Madam Speaker, I am here tonight, after midnight, for this adjournment debate as a result of another non-answer from the government side. When I originally rose in question period, the government member's response to the question at that time was some non-answer about much money people in the member's province were going to get back of the money that his government had previously taxed from them, and then some incoherent words about conspiracy theories and cryptocurrency.
Since I posed that initial question, we have learned that the minister plans to add carbon tax 2.0 to the backs of Canadian taxpayers. This new carbon tax will add an additional 17¢ per litre to the current tax, and with the sales tax on the carbon taxes, it will mean up to 61¢ per litre as a result of carbon taxes, another burden that Canadians are being forced to bear to pay for the government’s overspending habit. The second carbon tax will cost the average Canadian household $573 per year, without any rebate, costing some families in some provinces as much as $1,157. These numbers are from the Parliamentary Budget Officer.

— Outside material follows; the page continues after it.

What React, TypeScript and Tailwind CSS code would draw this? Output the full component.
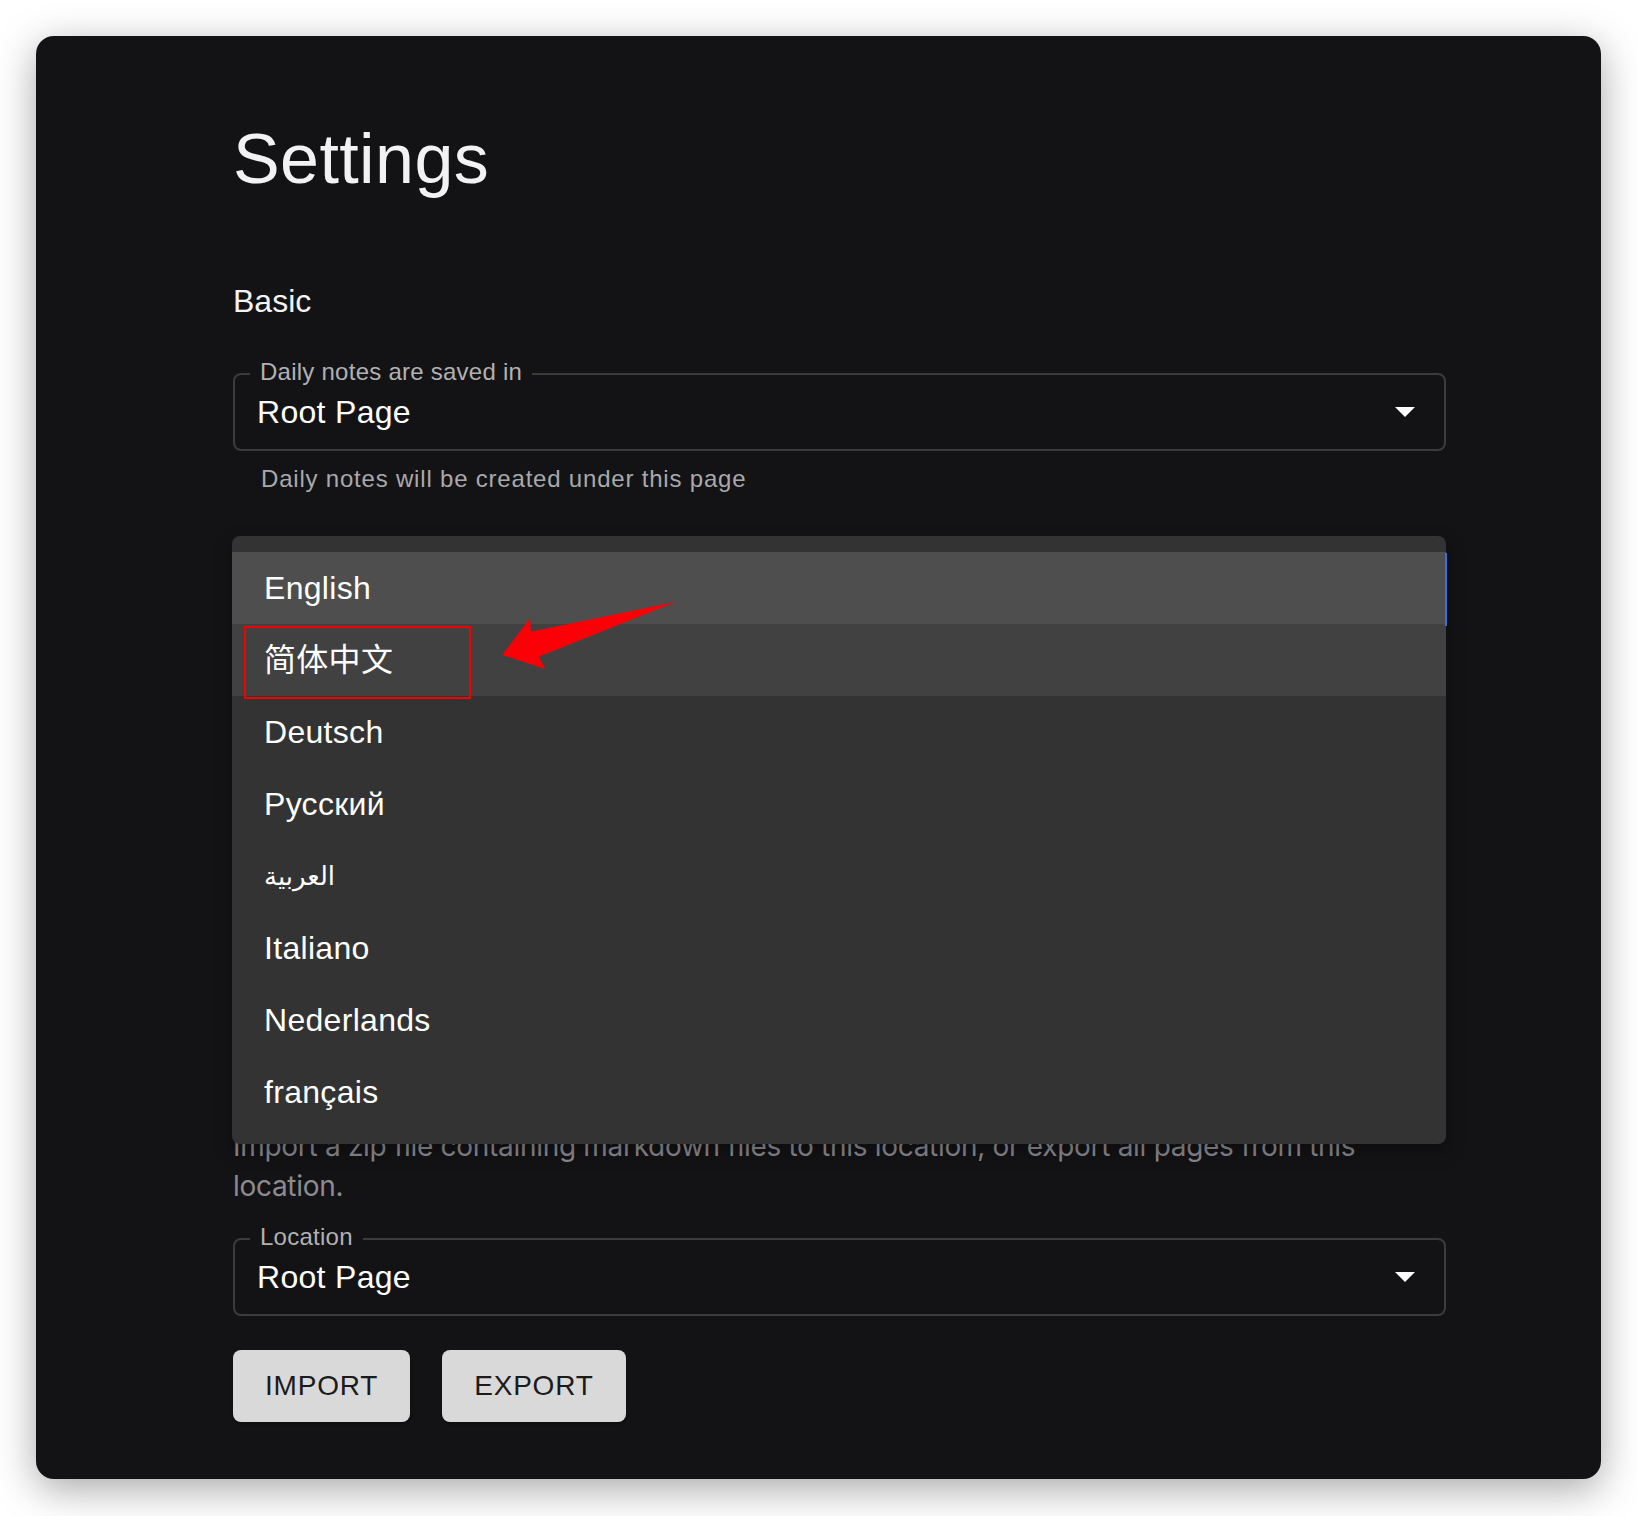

I want to put this into perspective. It has been 15 years since a carbon tax was implemented in B.C., a tax that initially started at 2.41¢ per litre. It originally started out as a revenue-neutral tax; the revenues would go directly toward reducing personal income taxes. That was until an NDP government decided the B.C. carbon tax would no longer be revenue-neutral, but would instead go into general revenue to help pay for the NDP government’s overspending habit. I think the members listening will see the similarities here in establishing a small tax initially, gradually turning up the heat, hoping people would be distracted by other crises, and then using those tax dollars to pay for bad spending habits. Once more, we have evidence of the indistinguishable ideologies of the Liberals and the NDP, as such, the NDP-Liberal coalition we are currently dealing with, which is making Canadians pay for the government’s bad spending habit.
I am sure the Liberal member will come back with some comment about how the carbon tax and carbon tax 2.0 are somehow going to prevent wildfires or flooding, but they have yet to show how that is going to be accomplished. The government has failed to meet any emissions targets, and instead of facilitating the export of cleaner Canadian natural gas to high-emissions countries, they have left those countries to seek out coal and other dirty energy sources from countries with poor environmental and human rights standards, a poor, if not failed, record at best.
Will the government take control of its bad spending habit, stop pushing higher taxes on Canadians, who are already struggling under its inflationary policies, and cancel the planned tax increases?